Given task = Reproduce the listing below word for word, with no pictures.

Dataset content =

** Begin **

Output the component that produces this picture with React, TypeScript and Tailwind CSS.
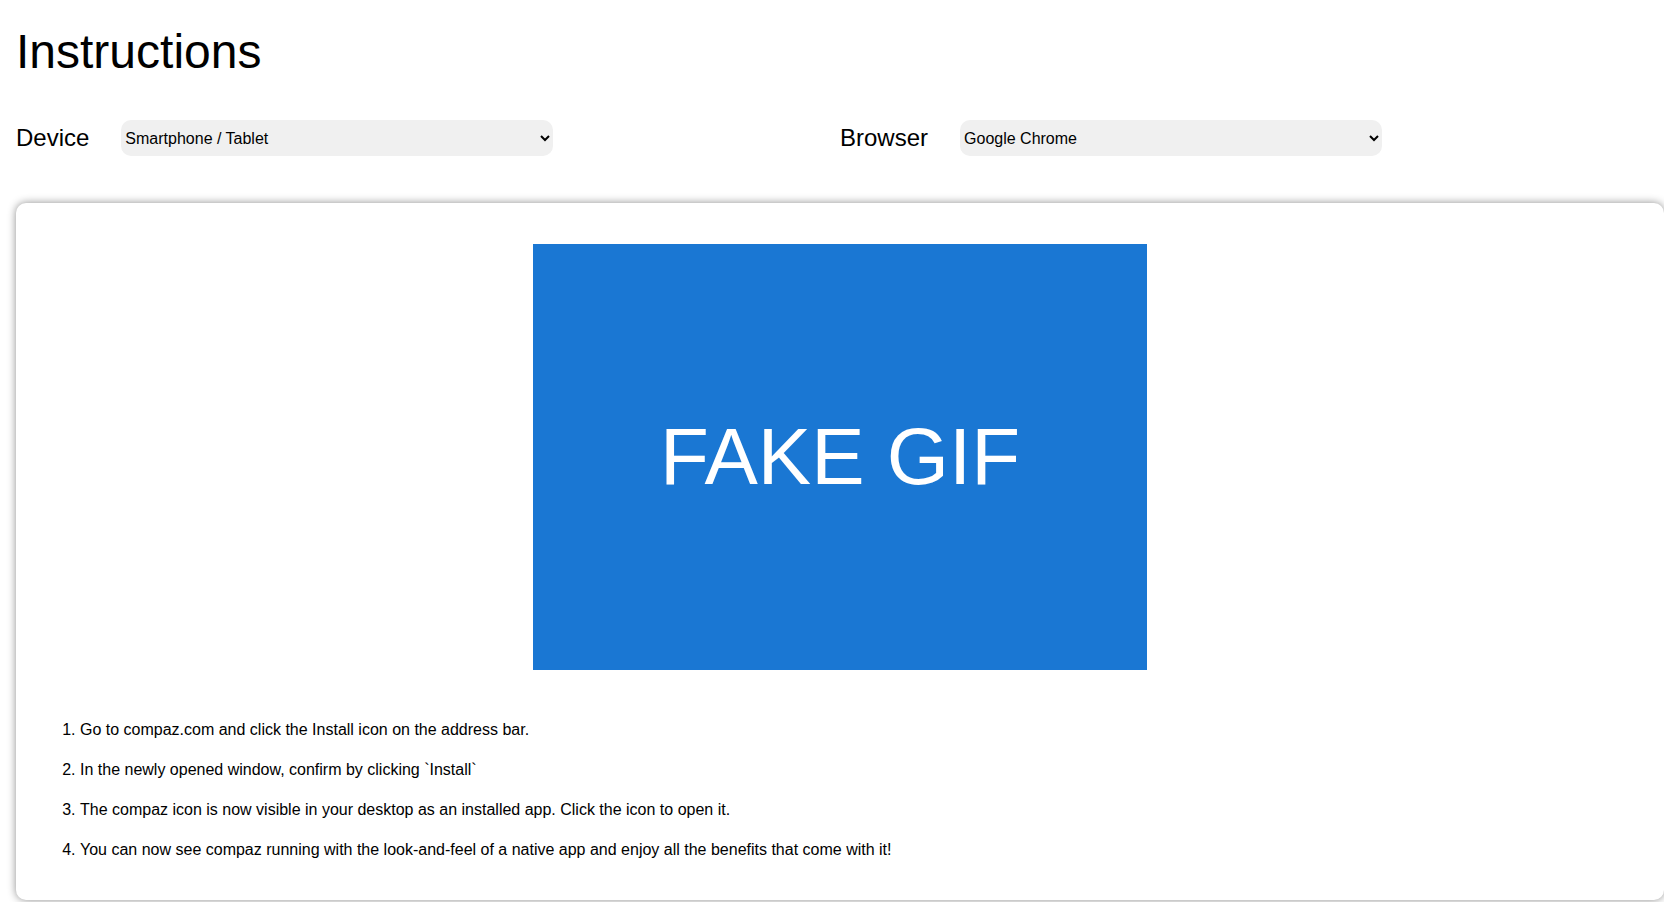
import { useState } from 'react';

const STEPS = [
  'Go to compaz.com and click the Install icon on the address bar.',
  'In the newly opened window, confirm by clicking `Install`',
  'The compaz icon is now visible in your desktop as an installed app. Click the icon to open it.',
  'You can now see compaz running with the look-and-feel of a native app and enjoy all the benefits that come with it!',
];

export default function App() {
  const [device, setDevice] = useState('mobile');
  const [browser, setBrowser] = useState('chrome');

  return (
    <div className="min-h-screen bg-white pl-4 text-black" style={{ fontFamily: '"Liberation Sans", Arial, sans-serif' }}>
      <h1 className="pt-[24px] text-[48px] leading-[56px] font-normal">Instructions</h1>

      <div className="mt-[40px] grid grid-cols-2">
        <div className="flex items-center gap-8">
          <label htmlFor="device" className="text-2xl">Device</label>
          <select
            id="device"
            value={device}
            onChange={(e) => setDevice(e.target.value)}
            className="h-9 w-[432px] rounded-[10px] bg-[#f0f0f0] pr-[6px] text-base"
          >
            <option value="mobile">Smartphone / Tablet</option>
            <option value="desktop">Desktop</option>
          </select>
        </div>
        <div className="flex items-center gap-8">
          <label htmlFor="browser" className="text-2xl">Browser</label>
          <select
            id="browser"
            value={browser}
            onChange={(e) => setBrowser(e.target.value)}
            className="h-9 w-[422px] rounded-[10px] bg-[#f0f0f0] pr-[6px] text-base"
          >
            <option value="chrome">Google Chrome</option>
            <option value="edge">Microsoft Edge</option>
            <option value="safari">Safari</option>
          </select>
        </div>
      </div>

      <div className="mt-[47px] rounded-[10px] bg-white pt-[41px] pb-[38px] pl-6 shadow-[0_0_8px_rgba(0,0,0,0.45)]">
        <div className="flex justify-center pr-6">
          <div className="flex h-[426px] w-[614px] items-center justify-center bg-[#1a77d3] text-[80px] leading-none text-white">
            FAKE GIF
          </div>
        </div>
        <ol className="mt-[48px] flex list-decimal flex-col gap-4 pl-10 text-base leading-6">
          {STEPS.map((step) => (
            <li key={step}>{step}</li>
          ))}
        </ol>
      </div>
    </div>
  );
}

** End **

Result below =
Output the component that produces this picture with React, TypeScript and Tailwind CSS.
import { useState } from 'react';

const STEPS = [
  'Go to compaz.com and click the Install icon on the address bar.',
  'In the newly opened window, confirm by clicking `Install`',
  'The compaz icon is now visible in your desktop as an installed app. Click the icon to open it.',
  'You can now see compaz running with the look-and-feel of a native app and enjoy all the benefits that come with it!',
];

export default function App() {
  const [device, setDevice] = useState('mobile');
  const [browser, setBrowser] = useState('chrome');

  return (
    <div className="min-h-screen bg-white pl-4 text-black" style={{ fontFamily: '"Liberation Sans", Arial, sans-serif' }}>
      <h1 className="pt-[24px] text-[48px] leading-[56px] font-normal">Instructions</h1>

      <div className="mt-[40px] grid grid-cols-2">
        <div className="flex items-center gap-8">
          <label htmlFor="device" className="text-2xl">Device</label>
          <select
            id="device"
            value={device}
            onChange={(e) => setDevice(e.target.value)}
            className="h-9 w-[432px] rounded-[10px] bg-[#f0f0f0] pr-[6px] text-base"
          >
            <option value="mobile">Smartphone / Tablet</option>
            <option value="desktop">Desktop</option>
          </select>
        </div>
        <div className="flex items-center gap-8">
          <label htmlFor="browser" className="text-2xl">Browser</label>
          <select
            id="browser"
            value={browser}
            onChange={(e) => setBrowser(e.target.value)}
            className="h-9 w-[422px] rounded-[10px] bg-[#f0f0f0] pr-[6px] text-base"
          >
            <option value="chrome">Google Chrome</option>
            <option value="edge">Microsoft Edge</option>
            <option value="safari">Safari</option>
          </select>
        </div>
      </div>

      <div className="mt-[47px] rounded-[10px] bg-white pt-[41px] pb-[38px] pl-6 shadow-[0_0_8px_rgba(0,0,0,0.45)]">
        <div className="flex justify-center pr-6">
          <div className="flex h-[426px] w-[614px] items-center justify-center bg-[#1a77d3] text-[80px] leading-none text-white">
            FAKE GIF
          </div>
        </div>
        <ol className="mt-[48px] flex list-decimal flex-col gap-4 pl-10 text-base leading-6">
          {STEPS.map((step) => (
            <li key={step}>{step}</li>
          ))}
        </ol>
      </div>
    </div>
  );
}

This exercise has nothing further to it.